YOUR INSTRUCTIONS »
Nothing outside the range from the line with "Convert this table" to the line with "border-[#dddddd] px-[10px] h-[29px]" belongs in the copy, and no pictures do either; repeat that range exactly.

LISTED ENTRIES »
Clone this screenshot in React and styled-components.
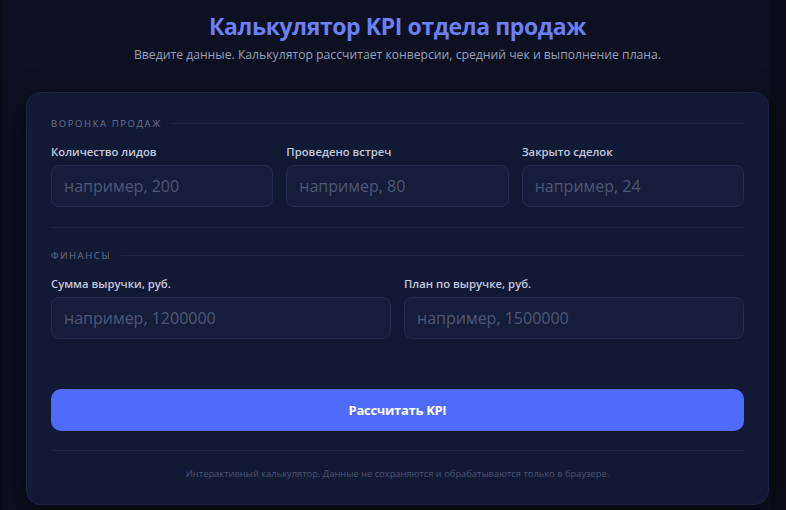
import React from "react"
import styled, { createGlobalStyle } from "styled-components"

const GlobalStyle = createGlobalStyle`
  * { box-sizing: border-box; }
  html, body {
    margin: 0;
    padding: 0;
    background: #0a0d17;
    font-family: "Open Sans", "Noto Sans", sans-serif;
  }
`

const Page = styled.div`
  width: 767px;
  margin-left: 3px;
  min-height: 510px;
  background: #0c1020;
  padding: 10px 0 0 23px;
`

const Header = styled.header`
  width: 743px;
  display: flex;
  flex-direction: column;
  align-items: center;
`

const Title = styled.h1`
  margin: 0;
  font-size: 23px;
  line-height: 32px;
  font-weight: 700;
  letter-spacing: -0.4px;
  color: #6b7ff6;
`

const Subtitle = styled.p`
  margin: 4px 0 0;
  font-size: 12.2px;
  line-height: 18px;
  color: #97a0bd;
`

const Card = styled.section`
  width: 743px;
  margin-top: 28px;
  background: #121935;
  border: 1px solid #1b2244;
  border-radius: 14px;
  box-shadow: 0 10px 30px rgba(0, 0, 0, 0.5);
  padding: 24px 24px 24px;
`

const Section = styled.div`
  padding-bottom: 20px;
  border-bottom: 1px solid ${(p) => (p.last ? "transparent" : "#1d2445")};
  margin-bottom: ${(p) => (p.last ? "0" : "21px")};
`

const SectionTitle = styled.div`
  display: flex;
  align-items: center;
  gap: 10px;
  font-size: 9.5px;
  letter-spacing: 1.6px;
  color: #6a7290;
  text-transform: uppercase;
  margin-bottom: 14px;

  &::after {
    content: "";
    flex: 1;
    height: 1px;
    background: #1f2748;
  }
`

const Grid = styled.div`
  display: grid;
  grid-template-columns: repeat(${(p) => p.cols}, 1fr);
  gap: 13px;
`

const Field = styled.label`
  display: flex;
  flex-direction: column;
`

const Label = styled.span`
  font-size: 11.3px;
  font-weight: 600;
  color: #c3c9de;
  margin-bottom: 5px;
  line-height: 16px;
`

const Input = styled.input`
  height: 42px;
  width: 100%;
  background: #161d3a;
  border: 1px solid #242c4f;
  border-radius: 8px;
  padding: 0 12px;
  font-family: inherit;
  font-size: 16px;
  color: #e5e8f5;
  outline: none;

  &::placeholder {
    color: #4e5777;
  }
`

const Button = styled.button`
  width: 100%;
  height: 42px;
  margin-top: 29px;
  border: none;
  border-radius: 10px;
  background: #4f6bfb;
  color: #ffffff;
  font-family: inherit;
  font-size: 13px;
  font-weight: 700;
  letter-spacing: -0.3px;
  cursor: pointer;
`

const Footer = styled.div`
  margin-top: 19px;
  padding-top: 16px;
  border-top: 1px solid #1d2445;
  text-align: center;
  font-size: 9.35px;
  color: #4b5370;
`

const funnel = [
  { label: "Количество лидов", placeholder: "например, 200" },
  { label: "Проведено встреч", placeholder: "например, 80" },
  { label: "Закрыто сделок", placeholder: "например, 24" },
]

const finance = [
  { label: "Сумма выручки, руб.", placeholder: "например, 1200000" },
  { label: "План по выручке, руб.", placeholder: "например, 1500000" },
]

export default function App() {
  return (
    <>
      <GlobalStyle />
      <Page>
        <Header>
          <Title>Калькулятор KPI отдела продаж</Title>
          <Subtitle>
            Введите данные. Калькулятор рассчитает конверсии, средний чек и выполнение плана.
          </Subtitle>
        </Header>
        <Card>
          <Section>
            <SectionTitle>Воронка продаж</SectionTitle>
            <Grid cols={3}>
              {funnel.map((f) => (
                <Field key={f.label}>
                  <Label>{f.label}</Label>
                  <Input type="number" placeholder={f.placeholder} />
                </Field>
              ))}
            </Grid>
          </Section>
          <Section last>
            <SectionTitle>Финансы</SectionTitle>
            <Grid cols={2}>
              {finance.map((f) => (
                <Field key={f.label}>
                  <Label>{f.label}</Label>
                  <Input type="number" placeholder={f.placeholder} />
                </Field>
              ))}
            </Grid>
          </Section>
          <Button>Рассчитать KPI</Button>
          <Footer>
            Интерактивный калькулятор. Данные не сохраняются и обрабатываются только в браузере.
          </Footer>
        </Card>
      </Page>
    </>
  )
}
---
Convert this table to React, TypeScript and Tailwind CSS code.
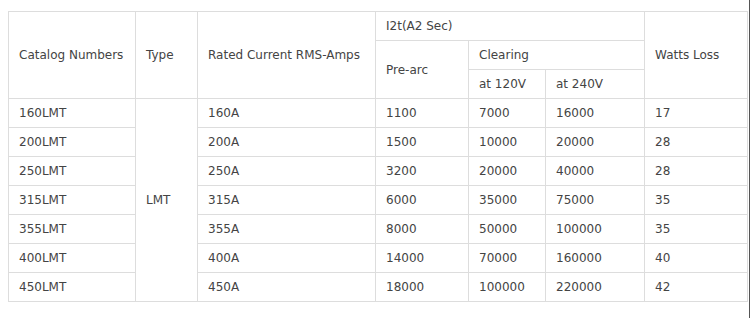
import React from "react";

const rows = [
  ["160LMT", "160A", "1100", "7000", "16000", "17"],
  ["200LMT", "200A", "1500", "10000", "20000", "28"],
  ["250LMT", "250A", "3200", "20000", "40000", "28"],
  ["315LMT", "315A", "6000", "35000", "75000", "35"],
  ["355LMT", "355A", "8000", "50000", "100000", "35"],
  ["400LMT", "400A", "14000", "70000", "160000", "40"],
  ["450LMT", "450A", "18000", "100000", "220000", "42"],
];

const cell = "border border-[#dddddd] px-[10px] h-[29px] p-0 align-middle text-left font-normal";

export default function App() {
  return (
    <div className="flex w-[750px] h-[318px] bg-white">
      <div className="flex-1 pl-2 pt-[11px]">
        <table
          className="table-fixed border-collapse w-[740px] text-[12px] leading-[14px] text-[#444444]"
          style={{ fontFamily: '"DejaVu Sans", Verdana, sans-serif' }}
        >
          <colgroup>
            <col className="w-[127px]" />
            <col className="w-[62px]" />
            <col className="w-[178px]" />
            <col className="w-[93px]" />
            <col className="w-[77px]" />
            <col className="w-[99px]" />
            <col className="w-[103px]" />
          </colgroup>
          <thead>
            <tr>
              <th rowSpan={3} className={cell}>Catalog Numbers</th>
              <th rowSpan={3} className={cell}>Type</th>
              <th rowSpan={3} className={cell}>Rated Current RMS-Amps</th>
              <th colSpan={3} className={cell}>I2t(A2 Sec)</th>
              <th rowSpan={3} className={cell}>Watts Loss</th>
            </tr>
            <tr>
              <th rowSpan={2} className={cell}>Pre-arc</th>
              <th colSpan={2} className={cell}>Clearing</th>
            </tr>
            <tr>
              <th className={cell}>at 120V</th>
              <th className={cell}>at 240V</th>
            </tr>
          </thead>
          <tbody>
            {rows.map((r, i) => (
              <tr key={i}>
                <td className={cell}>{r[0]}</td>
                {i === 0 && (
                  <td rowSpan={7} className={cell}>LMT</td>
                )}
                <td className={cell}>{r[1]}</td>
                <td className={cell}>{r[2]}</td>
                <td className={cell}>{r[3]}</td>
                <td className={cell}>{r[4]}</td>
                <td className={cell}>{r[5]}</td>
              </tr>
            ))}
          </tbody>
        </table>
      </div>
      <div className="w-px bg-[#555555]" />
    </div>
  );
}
==
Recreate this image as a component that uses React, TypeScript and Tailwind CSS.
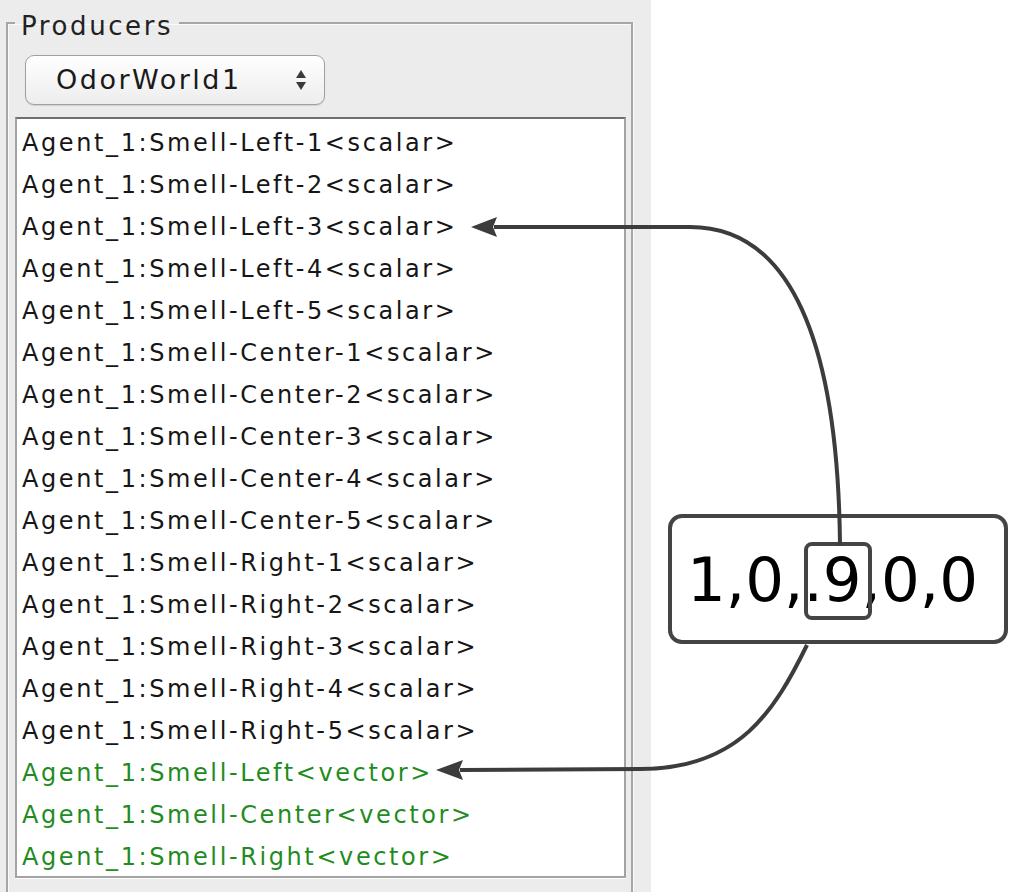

EXERCISE RESULT »
Convert this table to React, TypeScript and Tailwind CSS code.
import React from "react";

const rows = [
  ["160LMT", "160A", "1100", "7000", "16000", "17"],
  ["200LMT", "200A", "1500", "10000", "20000", "28"],
  ["250LMT", "250A", "3200", "20000", "40000", "28"],
  ["315LMT", "315A", "6000", "35000", "75000", "35"],
  ["355LMT", "355A", "8000", "50000", "100000", "35"],
  ["400LMT", "400A", "14000", "70000", "160000", "40"],
  ["450LMT", "450A", "18000", "100000", "220000", "42"],
];

const cell = "border border-[#dddddd] px-[10px] h-[29px] p-0 align-middle text-left font-normal";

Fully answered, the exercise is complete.